The sheer number of schools that switched to online learning due to the coronavirus has proved the importance of 1 to 1 learning, and with scientists predicting another wave of COVID-19 in the fall, many school leaders whose districts do not yet have a 1 to 1 program want to start deploying devices as soon as possible.
“To be ready in the fall, school leaders really need to be having conversations right now with administrators, teachers, stakeholders and students. Identifying what devices to adopt is only one part of the process,” say tech coaches Bonnie Weinstein and Trudy Cohen, who both spoke on the topic of how to design PD to support 1 to 1 programs at FETC 2020.
At their district, Weinstein and Cohen of Summit Public Schools in New Jersey started planning their initiative a year in advance before rolling out devices in phases.“With any type of tech initiative, it is important to start with your youngest learners because they are the ones who will need the most support,” says Weinstein.
Here are 5 steps that leaders need to take to become a 1 to 1 school district as soon as possible.
1. Start the conversation
School leaders first need to discuss the goals of their district’s 1 to 1 program initiative, the tools and subscriptions students will be using, student and teacher training, and the correlation between devices and curricula.
“If you don’t have the ability to provide devices to every student immediately, first identify and help the students who truly need them,” says Weinstein. Leaders must also communicate with parents and students about internet safety and digital citizenship.
2. Can support be sustained?
Rolling out a successful initiative is just one part of the process. Just as crucial is ensuring all 1 to 1 programs can be maintained. For example, Summit Public Schools has a department that provides both instructional and technical support for teachers.
”Schools need to identify if their infrastructure can actually support a 1 to 1 initiative and then how to extend that infrastructure to the home environment,” says Cohen.
3. Identify and prepare 1 to 1 devices
School leaders need to place purchasing orders for their devices between now and the beginning of June so IT officials can create the logins and set up security protocols during the summer.
“You shouldn’t just be handing students devices and saying ‘Good luck,’” says Weinstein. “These devices need to have features installed to make them secure and ensure students use them in a safe manner.”

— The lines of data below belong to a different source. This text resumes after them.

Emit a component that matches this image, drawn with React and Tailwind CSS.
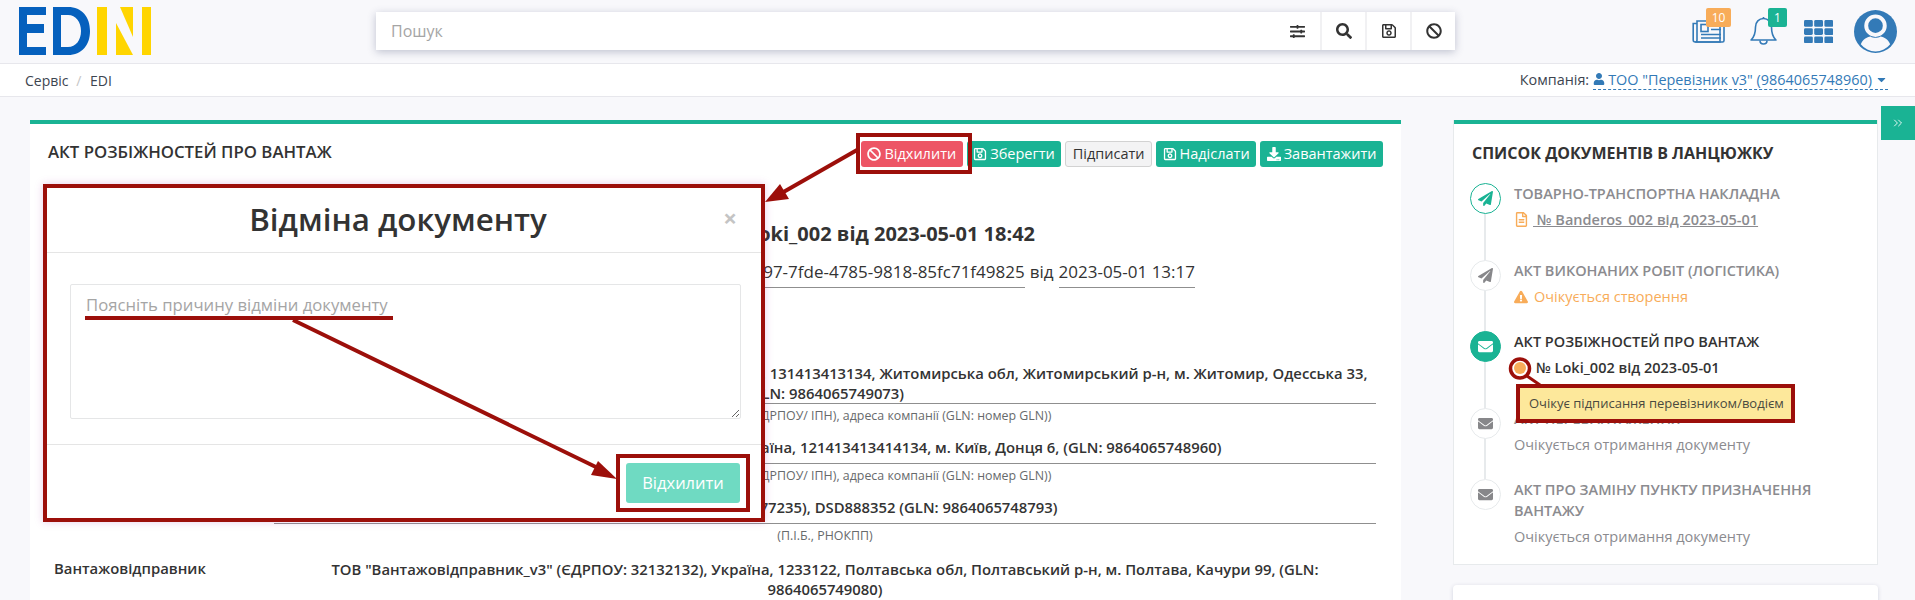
import React from 'react';
import { ChevronsRight } from 'lucide-react';
import {
  FaBan,
  FaCaretDown,
  FaDownload,
  FaEnvelope,
  FaExclamationTriangle,
  FaPaperPlane,
  FaRegFileAlt,
  FaRegSave,
  FaSearch,
  FaSlidersH,
  FaUser,
} from 'react-icons/fa';

const font = { fontFamily: '"Open Sans", sans-serif' };

function Logo() {
  return (
    <svg width="132" height="48" viewBox="0 0 132 48" className="ml-[19px] mt-[7px] shrink-0">
      <path d="M0 0H27V8H8V17H25V26H8V40H27V48H0Z" fill="#0560bd" />
      <path d="M34 0H49C63 0 71 10 71 24C71 38 63 48 49 48H34ZM42 8V40H49C57 40 62 33 62 24C62 15 57 8 49 8Z" fill="#0560bd" />
      <path d="M78 0H88V48H78Z" fill="#ffd500" />
      <path d="M101 0H114V30Z" fill="#ffd500" />
      <path d="M97 16L114 48H97Z" fill="#ffd500" />
      <path d="M123 0H132V48H123Z" fill="#ffd500" />
    </svg>
  );
}

function NewsIcon() {
  return (
    <svg width="33" height="23" viewBox="0 0 33 23" fill="none" stroke="#337ab7" strokeWidth="1.6">
      <path d="M5 3.5H1.2V20C1.2 21.2 2 22 3.2 22H30.5C31.4 22 32 21.4 32 20.5V3.5" />
      <path d="M5 1H28V22H3.2C4.4 22 5 21 5 20Z" />
      <rect x="9" y="4.5" width="7" height="7" />
      <path d="M19 6H29M19 9.5H29M9 14.5H29M9 18H29" />
    </svg>
  );
}

function BellIcon() {
  return (
    <svg width="27" height="29" viewBox="0 0 27 29" fill="none" stroke="#337ab7" strokeWidth="1.6">
      <path d="M1 24C3 22 5.5 20 5.5 11C5.5 6 9 2.5 13.5 2.5C18 2.5 21.5 6 21.5 11C21.5 20 24 22 26 24Z" strokeLinejoin="round" />
      <path d="M13.5 2.5V1" />
      <path d="M10 24.5C10 27 11.5 28 13.5 28C15.5 28 17 27 17 24.5" />
    </svg>
  );
}

function AppsIcon() {
  const cells = [];
  for (let y = 0; y < 3; y++) {
    for (let x = 0; x < 3; x++) {
      cells.push(<rect key={`${x}-${y}`} x={x * 10.2} y={y * 8.2} width="8.8" height="6.8" rx="1.4" fill="#337ab7" />);
    }
  }
  return (
    <svg width="29" height="23" viewBox="0 0 29 23" className="ml-[27px] mt-[20px]">
      {cells}
    </svg>
  );
}

function Avatar() {
  return (
    <svg width="43" height="43" viewBox="0 0 44 44" className="ml-[21px] mt-[10px]">
      <circle cx="22" cy="22" r="22" fill="#337ab7" />
      <circle cx="22" cy="16" r="9.5" fill="#337ab7" stroke="#f8f8fb" strokeWidth="4" />
      <path d="M7 35C9 30 13 27.5 17 27C20 29 24 29 27 27C31 27.5 35 30 37 35A19 19 0 0 1 7 35Z" fill="#f8f8fb" />
    </svg>
  );
}

function SearchBtn({ children }) {
  return <div className="flex w-[45px] items-center justify-center border-l-2 border-[#f1f1f3] text-[16px] text-[#333]">{children}</div>;
}

function Header() {
  return (
    <div className="flex h-[64px] border-b border-[#e7e7ec] bg-[#f8f8fb]">
      <Logo />
      <div className="ml-[225px] mt-[12px] flex h-[38px] w-[1079px] bg-white shadow-[0_2px_8px_rgba(60,70,110,0.3)]">
        <div className="flex-1 pl-[15px] text-[16px] leading-[38px] text-[#a5a5a5]">Пошук</div>
        <div className="flex w-[46px] items-center justify-center text-[15px] text-[#333]"><FaSlidersH /></div>
        <SearchBtn><FaSearch /></SearchBtn>
        <SearchBtn><FaRegSave /></SearchBtn>
        <SearchBtn><FaBan /></SearchBtn>
      </div>
      <div className="relative ml-[237px] mt-[20px] h-[23px]">
        <NewsIcon />
        <span className="absolute left-[14px] top-[-12px] h-[19px] w-[25px] rounded-[2px] bg-[#f8ac59] text-center text-[12px] leading-[19px] text-white">10</span>
      </div>
      <div className="relative ml-[25px] mt-[16px] h-[29px]">
        <BellIcon />
        <span className="absolute left-[18px] top-[-8px] h-[19px] w-[19px] rounded-[2px] bg-[#1ab394] text-center text-[12px] leading-[19px] text-white">1</span>
      </div>
      <AppsIcon />
      <Avatar />
    </div>
  );
}

function Breadcrumb() {
  return (
    <div className="flex h-[33px] items-center justify-between border-b border-[#e7e7ec] bg-white pl-[25px] pr-[27px] text-[14px] text-[#3d4550]">
      <div>
        Сервіс <span className="mx-[4px] text-[#c5c5c5]">/</span> <span className="ml-[1px]">EDI</span>
      </div>
      <div className="flex items-center gap-[4px] text-[14.4px]">
        <span>Компанія:</span>
        <span className="flex items-center border-b border-dashed border-[#337ab7] leading-[19px] text-[#337ab7]">
          <FaUser className="mr-[3px] text-[12px]" />
          ТОО "Перевізник v3" (9864065748960)
          <FaCaretDown className="ml-[3px] text-[13px]" />
        </span>
      </div>
    </div>
  );
}

function DocBtn({ icon, color, children }) {
  return (
    <button className={`flex h-[26px] items-center gap-[3px] rounded-[3px] px-[6.5px] text-[14.5px] ${color}`}>
      {icon}
      {children}
    </button>
  );
}

function PartyRow({ label, value, hint, className = '' }) {
  return (
    <div className={`flex text-[14.85px] ${className}`}>
      <div className="mt-[-1px] w-[220px] shrink-0 font-semibold leading-[20px] text-[#333]">{label}</div>
      <div className="w-[1102px]">
        <div className={`min-h-[27px] px-[6px] text-center font-semibold leading-[20px] text-[#333] ${hint ? 'border-b border-[#8f8f8f]' : ''}`}>{value}</div>
        {hint && <div className="mb-[12px] pt-[3px] text-center text-[12.4px] leading-[18px] text-[#676a6c]">{hint}</div>}
      </div>
    </div>
  );
}

function DocCard() {
  return (
    <div className="h-[500px] w-[1371px] shrink-0 overflow-hidden border-t-[4px] border-[#1ab394] bg-white">
      <div className="flex justify-between px-[18px] pt-[17px]">
        <div className="text-[16.8px] font-semibold leading-[22px] text-[#333]">АКТ РОЗБІЖНОСТЕЙ ПРО ВАНТАЖ</div>
        <div className="flex gap-[4px]">
          <DocBtn color="bg-[#ed5565] text-white" icon={<FaBan className="text-[14px]" />}>Відхилити</DocBtn>
          <DocBtn color="bg-[#1ab394] text-white" icon={<FaRegSave className="text-[14px]" />}>Зберегти</DocBtn>
          <DocBtn color="border border-[#d2d2d2] bg-[#f3f3f4] text-[#333]">Підписати</DocBtn>
          <DocBtn color="bg-[#1ab394] text-white" icon={<FaRegSave className="text-[14px]" />}>Надіслати</DocBtn>
          <DocBtn color="bg-[#1ab394] text-white" icon={<FaDownload className="text-[14px]" />}>Завантажити</DocBtn>
        </div>
      </div>
      <div className="mt-[53px] flex justify-end whitespace-nowrap pr-[366px] text-[20px] font-bold leading-[28px] text-[#333]">
        АКТ РОЗБІЖНОСТЕЙ ПРО ВАНТАЖ № Loki_002 від 2023-05-01 18:42
      </div>
      <div className="mt-[11px] flex justify-end whitespace-nowrap pr-[206px] text-[17px] leading-[26px] text-[#333]">
        <span className="border-b border-[#8f8f8f] pb-[2px]">до договору № 5b0e3c97-7fde-4785-9818-85fc71f49825</span>
        <span className="mx-[5px]">від</span>
        <span className="border-b border-[#8f8f8f] pb-[2px]">2023-05-01 13:17</span>
      </div>
      <div className="mt-[75px] pl-[24px]">
        <PartyRow
          label="Перевізник"
          value={
            <>
              ТОВ "Замовник-Експедитор_v3" (ЄДРПОУ: 31313131313), Україна, 131413413134, Житомирська обл, Житомирський р-н, м. Житомир, Одесська 33,
              <br />
              (GLN: 9864065749073)
            </>
          }
          hint="(найменування компанії (ЄДРПОУ/ ІПН), адреса компанії (GLN: номер GLN))"
        />
        <PartyRow
          label="Замовник"
          value={'ТОО "Перевізник v3" (ЄДРПОУ: 1214134), Україна, 121413413414134, м. Київ, Донця 6, (GLN: 9864065748960)'}
          hint="(найменування компанії (ЄДРПОУ/ ІПН), адреса компанії (GLN: номер GLN))"
        />
        <PartyRow
          label="Водій"
          value="Водій Тестовий (2877777235), DSD888352 (GLN: 9864065748793)"
          hint="(П.І.Б., РНОКПП)"
        />
        <PartyRow
          className="mt-[2px]"
          label="Вантажовідправник"
          value={'ТОВ "Вантажовідправник_v3" (ЄДРПОУ: 32132132), Україна, 1233122, Полтавська обл, Полтавський р-н, м. Полтава, Качури 99, (GLN: 9864065749080)'}
        />
      </div>
    </div>
  );
}

function ChainItem({ icon, tone, pb, last, children }) {
  const circle = {
    active: 'bg-[#1ab394] text-white border-[#1ab394]',
    done: 'bg-white text-[#1ab394] border-[#1ab394]',
    idle: 'bg-white text-[#87878a] border-[#e7eaec]',
  }[tone];
  return (
    <div className={`relative flex ${pb}`}>
      {!last && <div className="absolute bottom-0 left-[14px] top-0 w-[2px] bg-[#e7eaec]" />}
      <div className={`relative flex h-[31px] w-[31px] shrink-0 items-center justify-center rounded-full border text-[15px] ${circle}`}>{icon}</div>
      <div className="ml-[13px] leading-[21px]">{children}</div>
    </div>
  );
}

function ChainTitle({ dark, children }) {
  return <div className={`font-semibold ${dark ? 'text-[#333]' : 'text-[#8b8b8f]'}`}>{children}</div>;
}

function ChainCard() {
  return (
    <div className="w-[425px] shrink-0">
      <div className="h-[445px] border border-t-0 border-[#e7eaec] bg-white">
        <div className="h-[4px] bg-[#1ab394]" />
        <div className="pl-[18px] pt-[18px] text-[16px] font-bold leading-[22px] text-[#333]">СПИСОК ДОКУМЕНТІВ В ЛАНЦЮЖКУ</div>
        <div className="pl-[16px] pr-[20px] pt-[19px] text-[14.5px]">
          <ChainItem tone="done" pb="pb-[30px]" icon={<FaPaperPlane />}>
            <ChainTitle>ТОВАРНО-ТРАНСПОРТНА НАКЛАДНА</ChainTitle>
            <div className="mt-[5px] flex items-center font-semibold text-[#8b8b8f]">
              <FaRegFileAlt className="mr-[4px] text-[15px] text-[#f8ac59]" />
              <span className="underline">&nbsp;№ Banderos_002 від 2023-05-01</span>
            </div>
          </ChainItem>
          <ChainItem tone="idle" pb="pb-[24px]" icon={<FaPaperPlane />}>
            <ChainTitle>АКТ ВИКОНАНИХ РОБІТ (ЛОГІСТИКА)</ChainTitle>
            <div className="mt-[5px] flex items-center text-[#f8ac59]">
              <FaExclamationTriangle className="mr-[6px] text-[14px]" />
              Очікується створення
            </div>
          </ChainItem>
          <ChainItem tone="active" pb="pb-[30px]" icon={<FaEnvelope />}>
            <ChainTitle dark>АКТ РОЗБІЖНОСТЕЙ ПРО ВАНТАЖ</ChainTitle>
            <div className="mt-[5px] flex items-center font-semibold text-[#333]">
              <span className="mr-[10px] h-[12px] w-[12px] rounded-full bg-[#f8ac59]" />
              № Loki_002 від 2023-05-01
            </div>
          </ChainItem>
          <ChainItem tone="idle" pb="pb-[24px]" icon={<FaEnvelope />}>
            <ChainTitle>АКТ ПЕРЕВАНТАЖЕННЯ</ChainTitle>
            <div className="mt-[5px] text-[#8b8b8f]">Очікується отримання документу</div>
          </ChainItem>
          <ChainItem tone="idle" last pb="pb-0" icon={<FaEnvelope />}>
            <ChainTitle>АКТ ПРО ЗАМІНУ ПУНКТУ ПРИЗНАЧЕННЯ ВАНТАЖУ</ChainTitle>
            <div className="mt-[5px] text-[#8b8b8f]">Очікується отримання документу</div>
          </ChainItem>
        </div>
      </div>
      <div className="mt-[20px] h-[40px] rounded-[4px] bg-white shadow-[0_1px_4px_rgba(60,70,110,0.2)]" />
    </div>
  );
}

function RejectModal() {
  return (
    <div className="absolute left-[43px] top-[184px] flex h-[338px] w-[722px] flex-col border-[4px] border-[#9c0f0a] bg-white shadow-[0_0_8px_rgba(170,60,170,0.25)]">
      <div className="relative h-[65px] border-b border-[#e5e5e5] pr-[12px] text-center text-[31.3px] font-semibold leading-[62px] text-[#333]">
        Відміна документу
        <span className="absolute right-[24px] top-[15px] text-[24px] font-bold leading-[30px] text-[#c4c4c4]">×</span>
      </div>
      <div className="h-[191px] px-[23px] pt-[31px]">
        <textarea
          readOnly
          placeholder="Поясніть причину відміни документу"
          className="h-[135px] w-[671px] rounded-[2px] border border-[#e5e6e7] px-[15px] pb-[6px] pt-[8px] text-[16.7px] leading-[24px] outline-none placeholder:text-[#a5a5a5]"
        />
      </div>
      <div className="flex flex-1 items-start justify-end border-t border-[#e5e5e5] pr-[11px] pt-[9px]">
        <div className="flex h-[58px] w-[134px] items-center justify-center border-[4px] border-[#9c0f0a]">
          <button className="h-[40px] w-[114px] rounded-[3px] bg-[#6fdac2] text-[16.5px] text-white">Відхилити</button>
        </div>
      </div>
    </div>
  );
}

// червоні рамки та стрілки поверх сторінки
function Annotations() {
  return (
    <>
      <div className="absolute left-[856px] top-[133px] h-[41px] w-[116px] border-[4px] border-[#9c0f0a]" />
      <div className="absolute left-[85px] top-[316px] z-10 h-[4px] w-[308px] bg-[#9c0f0a]" />
      <div className="absolute left-[1516px] top-[384px] flex h-[39px] w-[279px] items-center border-[4px] border-[#9c0f0a] bg-[#fde89b] pl-[9px] text-[13px] text-[#4a4a40]">
        Очікує підписання перевізником/водієм
      </div>
      <svg className="pointer-events-none absolute left-0 top-0 z-10" width="1915" height="600">
        <line x1="857" y1="150" x2="780" y2="194" stroke="#9c0f0a" strokeWidth="4" />
        <polygon points="765,202 780,184 789,199" fill="#9c0f0a" />
        <line x1="293" y1="320" x2="600" y2="469" stroke="#9c0f0a" strokeWidth="4" />
        <polygon points="617,479 598,461 591,475" fill="#9c0f0a" />
        <circle cx="1520" cy="368.5" r="9.5" fill="none" stroke="#9c0f0a" strokeWidth="3.5" />
        <line x1="1527" y1="376" x2="1540" y2="385" stroke="#9c0f0a" strokeWidth="3" />
      </svg>
    </>
  );
}

export default function App() {
  return (
    <div className="relative h-[600px] overflow-hidden bg-[#f8f8fb]" style={font}>
      <Header />
      <Breadcrumb />
      <div className="flex gap-[52px] pl-[30px] pt-[23px]">
        <DocCard />
        <ChainCard />
      </div>
      <div className="absolute right-0 top-[106px] flex h-[34px] w-[34px] items-center justify-center bg-[#1ab394] text-white">
        <ChevronsRight size={14} strokeWidth={1.5} />
      </div>
      <RejectModal />
      <Annotations />
    </div>
  );
}
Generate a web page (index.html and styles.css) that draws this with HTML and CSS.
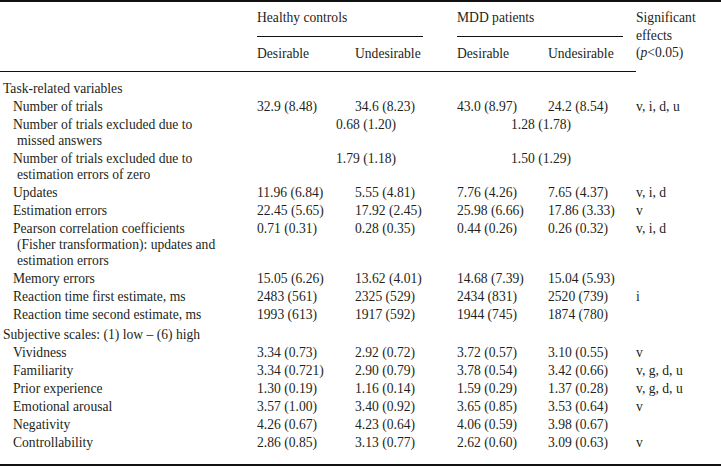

4. Conduct professional development
“If we were rolling out a new initiative in September, we would spend a lot of time in June setting up PD sessions with teachers,” says Cohen. On the first day, teachers should discuss what it means to have every student on devices and how classroom routines are going to change. The second and third days need to involve identifying device subscriptions and the importance of digital citizenship.
“Usually, our teachers have five months to take digital citizenship lessons and set up routines in their classrooms after PD,” says Cohen. “But if you need to fast-forward all of that, I would have a full day of PD with teachers remotely and then have teachers participate in workshops that are broken down by grade level.” Providing teachers with faculty who are familiar with the technology will help expedite this process.
Teachers who don’t have access to tech coaches can participate in free webinars, digital conferences and ed camps provided by solution providers.
5. Choose the right subscriptions
Even though many companies are providing free tools and subscriptions, the amount of available options can be overwhelming. “Teachers need to focus on a few key tools that are going to help their districts reach their goals,” says Weinstein. “If leaders allow their teachers to download or subscribe to whatever they want, it will be hard to support all of them without having anyone in the district serving as experts.”
Leaders should therefore provide guidelines for each grade level and promote communication between teachers to choose two tools, for example, that can be introduced to parents and students.
“Approaching this slowly is very important and not giving teachers everything at the same time,” adds Cohen. “Make sure you provide short sessions so they don’t feel overwhelmed.”